A Snarketing post by Ron Shevlin, Director of Research at Cornerstone Advisors
Unless you’ve been living under a rock — which I’m not knocking — you’ve probably heard that consumer sentiment regarding banks isn’t particularly favorable these days. Pick your study, it doesn’t matter, the message is the same: People hate banks.
The credit union people jump all over these findings, and consider them self-validation of their customer service superiority. Industry pundits eat up these findings as evidence for why the industry must immediately undergo some transformational change fueled by _______ [fill in the blank with the technology, consulting approach, or book they’re selling].
But what do the bankers think of these findings?
American Banker asked its readers, in an online poll: “What is the long-term effect of big banks’ poor reputation among consumers?”

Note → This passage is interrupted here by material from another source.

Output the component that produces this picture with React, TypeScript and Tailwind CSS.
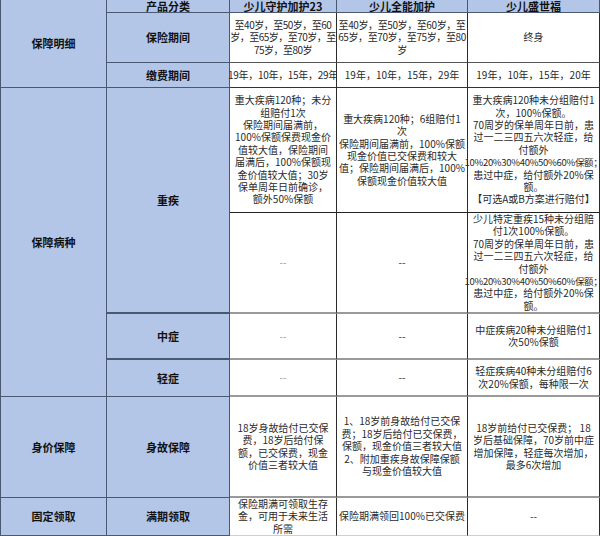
import React from 'react';

type CellProps = {
  lines: string[];
  className?: string;
  bold?: boolean;
};

// one table cell: text lines are given explicitly so wrapping matches the sheet
function Cell({ lines, className = '', bold = false }: CellProps) {
  return (
    <div
      className={`flex flex-col items-center justify-center text-center ${
        bold ? 'font-bold text-[11px] leading-[13px] text-[#111]' : 'text-[10px] leading-[12.4px] text-[#2a2a2a]'
      } ${className}`}
    >
      {lines.map((l, i) => (
        <span
          key={i}
          className={`whitespace-nowrap ${l.startsWith('10%20%') ? 'text-[9.5px] tracking-[-0.3px]' : ''}`}
        >
          {l}
        </span>
      ))}
    </div>
  );
}

const blue = 'bg-[#b4c6e7] border-[#4a5872]';
const white = 'bg-white border-r border-r-[#2b2b2b]';

export default function App() {
  return (
    <div
      className="w-[600px] h-[536px] bg-white overflow-hidden"
      style={{ fontFamily: '"Noto Sans CJK SC", "Noto Sans", sans-serif' }}
    >
      <div className="grid grid-cols-[107px_123px_107px_131px_132px] grid-rows-[13px_50px_25px_125px_101px_46px_37px_101px_38px]">
        {/* column 1 */}
        <Cell
          bold
          lines={['保障明细']}
          className={`${blue} col-start-1 row-start-1 row-span-3 border-l border-r border-b`}
        />
        <Cell
          bold
          lines={['保障病种']}
          className={`${blue} col-start-1 row-start-4 row-span-4 border-l border-r border-b`}
        />
        <Cell bold lines={['身价保障']} className={`${blue} col-start-1 row-start-8 border-l border-r border-b`} />
        <Cell bold lines={['固定领取']} className={`${blue} col-start-1 row-start-9 border-l border-r border-b`} />

        {/* column 2 */}
        <Cell bold lines={['产品分类']} className={`${blue} col-start-2 row-start-1 border-r border-b`} />
        <Cell bold lines={['保险期间']} className={`${blue} col-start-2 row-start-2 border-r border-b`} />
        <Cell bold lines={['缴费期间']} className={`${blue} col-start-2 row-start-3 border-r border-b`} />
        <Cell bold lines={['重疾']} className={`${blue} col-start-2 row-start-4 row-span-2 border-r border-b-2`} />
        <Cell bold lines={['中症']} className={`${blue} col-start-2 row-start-6 border-r border-b-2`} />
        <Cell bold lines={['轻症']} className={`${blue} col-start-2 row-start-7 border-r border-b`} />
        <Cell bold lines={['身故保障']} className={`${blue} col-start-2 row-start-8 border-r border-b`} />
        <Cell bold lines={['满期领取']} className={`${blue} col-start-2 row-start-9 border-r border-b`} />

        {/* header products */}
        <Cell bold lines={['少儿守护加护23']} className={`${blue} col-start-3 row-start-1 border-r border-b`} />
        <Cell bold lines={['少儿全能加护']} className={`${blue} col-start-4 row-start-1 border-r border-b`} />
        <Cell bold lines={['少儿盛世福']} className={`${blue} col-start-5 row-start-1 border-r border-b`} />

        {/* 保险期间 */}
        <Cell
          lines={['至40岁，至50岁，至60', '岁，至65岁，至70岁，至', '75岁，至80岁']}
          className={`${white} border-b border-b-[#555] tracking-[-0.5px]`}
        />
        <Cell
          lines={['至40岁，至50岁，至60岁，至', '65岁，至70岁，至75岁，至80', '岁']}
          className={`${white} border-b border-b-[#555] tracking-[-0.4px]`}
        />
        <Cell lines={['终身']} className={`${white} border-b border-b-[#555]`} />

        {/* 缴费期间 */}
        <Cell lines={['19年，10年，15年，29年']} className={`${white} border-b border-b-[#333] tracking-[-0.3px]`} />
        <Cell lines={['19年，10年，15年，29年']} className={`${white} border-b border-b-[#333]`} />
        <Cell lines={['19年，10年，15年，20年']} className={`${white} border-b border-b-[#333]`} />

        {/* 重疾 A */}
        <Cell
          lines={[
            '重大疾病120种；未分',
            '组赔付1次',
            '保险期间届满前，',
            '100%保额保费现金价',
            '值较大值，保险期间',
            '届满后，100%保额现',
            '金价值较大值；30岁',
            '保单周年日前确诊，',
            '额外50%保额',
          ]}
          className={`${white} border-b border-b-[#222]`}
        />
        <Cell
          lines={[
            '重大疾病120种；6组赔付1',
            '次',
            '保险期间届满前，100%保额',
            '现金价值已交保费和较大',
            '值；保险期间届满后，100%',
            '保额现金价值较大值',
          ]}
          className={`${white} border-b border-b-[#222]`}
        />
        <Cell
          lines={[
            '重大疾病120种未分组赔付1',
            '次，100%保额。',
            '70周岁的保单周年日前，患',
            '过一二三四五六次轻症，给',
            '付额外',
            '10%20%30%40%50%60%保额；',
            '患过中症，给付额外20%保',
            '额。',
            '【可选A或B方案进行赔付】',
          ]}
          className={`${white} border-b border-b-[#222]`}
        />

        {/* 重疾 B */}
        <Cell lines={['--']} className={`${white} border-b-2 border-b-[#9a9a9a] text-[#999]`} />
        <Cell lines={['--']} className={`${white} border-b-2 border-b-[#9a9a9a]`} />
        <Cell
          lines={[
            '少儿特定重疾15种未分组赔',
            '付1次100%保额。',
            '70周岁的保单周年日前，患',
            '过一二三四五六次轻症，给',
            '付额外',
            '10%20%30%40%50%60%保额；',
            '患过中症，给付额外20%保',
            '额。',
          ]}
          className={`${white} border-b-2 border-b-[#9a9a9a]`}
        />

        {/* 中症 */}
        <Cell lines={['--']} className={`${white} border-b-2 border-b-[#9a9a9a] text-[#999]`} />
        <Cell lines={['--']} className={`${white} border-b-2 border-b-[#9a9a9a]`} />
        <Cell
          lines={['中症疾病20种未分组赔付1', '次50%保额']}
          className={`${white} border-b-2 border-b-[#9a9a9a]`}
        />

        {/* 轻症 */}
        <Cell lines={['--']} className={`${white} border-b-2 border-b-[#9a9a9a] text-[#999]`} />
        <Cell lines={['--']} className={`${white} border-b-2 border-b-[#9a9a9a]`} />
        <Cell
          lines={['轻症疾病40种未分组赔付6', '次20%保额，每种限一次']}
          className={`${white} border-b-2 border-b-[#9a9a9a]`}
        />

        {/* 身故保障 */}
        <Cell
          lines={['18岁身故给付已交保', '费，18岁后给付保', '额，已交保费，现金', '价值三者较大值']}
          className={`${white} border-b-2 border-b-[#9a9a9a]`}
        />
        <Cell
          lines={[
            '1、18岁前身故给付已交保',
            '费；18岁后给付已交保费，',
            '保额，现金价值三者较大值',
            '2、附加重疾身故保障保额',
            '与现金价值较大值',
          ]}
          className={`${white} border-b-2 border-b-[#9a9a9a]`}
        />
        <Cell
          lines={['18岁前给付已交保费；  18', '岁后基础保障，70岁前中症', '增加保障，轻症每次增加，', '最多6次增加']}
          className={`${white} border-b-2 border-b-[#9a9a9a]`}
        />

        {/* 满期领取 */}
        <Cell
          lines={['保险期满可领取生存', '金，可用于未来生活', '所需']}
          className={`${white} border-b border-b-[#cfcfcf]`}
        />
        <Cell lines={['保险期满领回100%已交保费']} className={`${white} border-b border-b-[#cfcfcf]`} />
        <Cell lines={['--']} className={`${white} border-b border-b-[#cfcfcf]`} />
      </div>
    </div>
  );
}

The problem in evaluating the answers, however, is that American Banker doesn’t show the number of respondents to the question, nor do we have any information about who responded. So, yes, I’m very aware that we might not be talking about a representative or meaningful sample here. But if it is a good sample, then the answers are very interesting:
6% The banks will have a harder time attracting customers and building revenue
9% They’ll lose market share to small banks
1% They must spend more on advertising to rehabilitate their brands
39% All of the above
44% None of the above. Consumers always complain about big companies but keep using them
In effect, almost half of the respondents don’t think that poor reputation hurts big banks. The numbers are on their side. In a number of markets, the large banks’ share of deposits has increased from a few years ago. And the Q1 profitability numbers show a return to pre-crisis profitability levels.
But these are just short-term gains, no? In the long-run, a poor reputation can’t possibly be sustainable, right?
It is and isn’t.
The first thing to understand when looking at the poor reputation stats (often reported as low trust) is that people have little trust in “banks, in general” but report much higher levels of trust in their bank.

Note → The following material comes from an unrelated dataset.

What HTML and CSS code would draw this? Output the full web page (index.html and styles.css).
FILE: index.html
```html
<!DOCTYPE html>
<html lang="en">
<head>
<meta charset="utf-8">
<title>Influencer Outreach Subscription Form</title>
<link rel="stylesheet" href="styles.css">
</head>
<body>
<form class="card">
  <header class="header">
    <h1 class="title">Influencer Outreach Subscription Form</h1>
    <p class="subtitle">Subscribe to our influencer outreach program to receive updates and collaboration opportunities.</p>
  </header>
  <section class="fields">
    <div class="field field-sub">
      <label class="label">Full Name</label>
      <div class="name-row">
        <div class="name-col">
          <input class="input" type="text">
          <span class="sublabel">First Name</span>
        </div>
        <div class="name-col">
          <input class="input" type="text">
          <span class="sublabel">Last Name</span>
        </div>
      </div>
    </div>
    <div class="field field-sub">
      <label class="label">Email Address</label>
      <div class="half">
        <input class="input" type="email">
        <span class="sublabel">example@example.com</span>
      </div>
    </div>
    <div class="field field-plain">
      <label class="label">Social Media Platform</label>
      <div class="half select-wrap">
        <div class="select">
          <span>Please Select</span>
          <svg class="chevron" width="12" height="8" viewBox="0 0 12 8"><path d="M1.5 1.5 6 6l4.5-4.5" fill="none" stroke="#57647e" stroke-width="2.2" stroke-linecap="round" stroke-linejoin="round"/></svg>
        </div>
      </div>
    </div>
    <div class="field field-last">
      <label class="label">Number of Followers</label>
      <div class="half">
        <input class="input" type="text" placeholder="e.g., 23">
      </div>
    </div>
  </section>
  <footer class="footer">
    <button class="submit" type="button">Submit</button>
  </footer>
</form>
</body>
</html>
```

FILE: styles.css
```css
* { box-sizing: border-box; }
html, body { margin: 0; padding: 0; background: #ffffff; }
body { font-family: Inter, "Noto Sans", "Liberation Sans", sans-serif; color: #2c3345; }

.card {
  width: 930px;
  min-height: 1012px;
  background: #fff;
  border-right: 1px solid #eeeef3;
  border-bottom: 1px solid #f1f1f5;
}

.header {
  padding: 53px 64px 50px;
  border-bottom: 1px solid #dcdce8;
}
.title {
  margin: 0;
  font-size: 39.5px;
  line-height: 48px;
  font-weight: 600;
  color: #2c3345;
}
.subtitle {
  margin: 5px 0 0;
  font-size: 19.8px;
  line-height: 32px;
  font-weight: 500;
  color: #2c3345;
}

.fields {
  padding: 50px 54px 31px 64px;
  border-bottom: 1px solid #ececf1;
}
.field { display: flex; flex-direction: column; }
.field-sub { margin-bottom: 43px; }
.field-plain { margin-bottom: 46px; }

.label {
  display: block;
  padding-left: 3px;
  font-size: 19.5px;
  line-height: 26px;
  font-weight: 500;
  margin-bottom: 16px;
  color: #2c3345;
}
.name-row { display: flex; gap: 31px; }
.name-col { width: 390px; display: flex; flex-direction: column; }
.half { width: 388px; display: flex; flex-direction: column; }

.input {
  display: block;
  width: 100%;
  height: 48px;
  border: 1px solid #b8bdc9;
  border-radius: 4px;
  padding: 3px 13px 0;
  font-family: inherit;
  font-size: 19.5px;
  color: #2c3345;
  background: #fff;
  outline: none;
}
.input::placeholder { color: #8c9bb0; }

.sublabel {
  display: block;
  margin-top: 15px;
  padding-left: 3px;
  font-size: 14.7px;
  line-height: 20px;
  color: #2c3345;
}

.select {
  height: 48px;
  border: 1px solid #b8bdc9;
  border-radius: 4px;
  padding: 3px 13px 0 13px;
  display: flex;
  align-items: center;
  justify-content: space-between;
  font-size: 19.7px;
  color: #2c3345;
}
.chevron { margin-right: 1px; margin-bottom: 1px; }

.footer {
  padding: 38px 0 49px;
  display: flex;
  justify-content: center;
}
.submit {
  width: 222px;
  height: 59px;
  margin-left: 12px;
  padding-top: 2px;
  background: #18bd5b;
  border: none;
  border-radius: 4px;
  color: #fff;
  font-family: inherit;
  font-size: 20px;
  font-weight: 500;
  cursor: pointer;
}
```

While there are a number of people who get really poor service from their bank, or feel that they’ve been cheated or shafted, that number is a minority. A much larger percentage of people are forming their opinion of poor reputation or low trust based on what they see in the news: Media reports on how large banks caused the crisis, or the example of how some large bank mistakenly foreclosed on someone’s house.
The second factor to consider is that as long as core banking products are seen as commodities, a poor reputation won’t be harmful to large banks. I don’t know about you, but when I go into a restaurant and pick up the salt shaker, I don’t ask the waiter if it’s Morton’s salt before shaking it on my fries. As a result, people just don’t care enough about their checking account to make a more considered decision. An apathetic customer couldn’t care less about a firm’s reputation.
A third factor at play here is control. When people perceive that they have little control over a situation, they will not think favorably of the party or person who does have control and wields that control. To a certain extent, people feel powerless in dealing with the “big evil” banks, and therefore say they have little trust in them when the researchers ask.
So, let’s ask again: Is having a poor reputation sustainable?
As long as consumers are apathetic about their financial lives and providers, then the answer is YES. This is why credit unions have been — for the most part — unable to move the needle on deposit share. They’re barketing up the wrong tree (I just made that up). Claims and demonstrations of superior customer service and advocacy don’t mean anything to someone who just doesn’t care.
But the numbers in the market mask changes that make a poor reputation unsustainable. More and more people care. The problem for the challengers (credit unions, community banks, upstarts) is that the people who care are predominantly Gen Yers who don’t have a lot of money (at the moment) for deposits and investments, and Gen Xers who aren’t a particularly large segment of the overall consumer base.
Bottom line: The sustainability of poor reputation is declining. Maybe the 44% of respondents who said “none of the above” in the American Banker survey don’t see this.
The important questions to ask about the future is: What can big banks do to improve their reputations? and What can the challengers do to get people to care?
Technology holds the key to the answer to those questions. Technology (I’m thinking of PFM-type tools here) can be at the center of the bank/customer relationship.
I saw a demo yesterday of what I would consider to be one of the best PFM tools I’ve seen. It doesn’t just give the customer a view into accounts and ability to budget. It integrates financial education, it provides peer comparison and analysis, it aggregates rewards program activity, and it enables customer/advisor collaboration.
What does this do for customers? It engages them in their financial lives, and — this is important — it makes them feel like they have more control over their financial lives. To a large extent, I think this is what underlies the hype — oops, I mean interest — in BankSimple. It’s about giving control — oops, I mean the illusion of control — back to the customer.
What does this do for banks? A million things. Not the least of which is improving their poor reputation or low trust levels.
If the big banks’ — or any bank’s or credit union’s — response to the Poor Reputation situation is increasing their advertising, or G*d forbid, investing to revamp branches, then they’ll fail to either improve trust or increase share.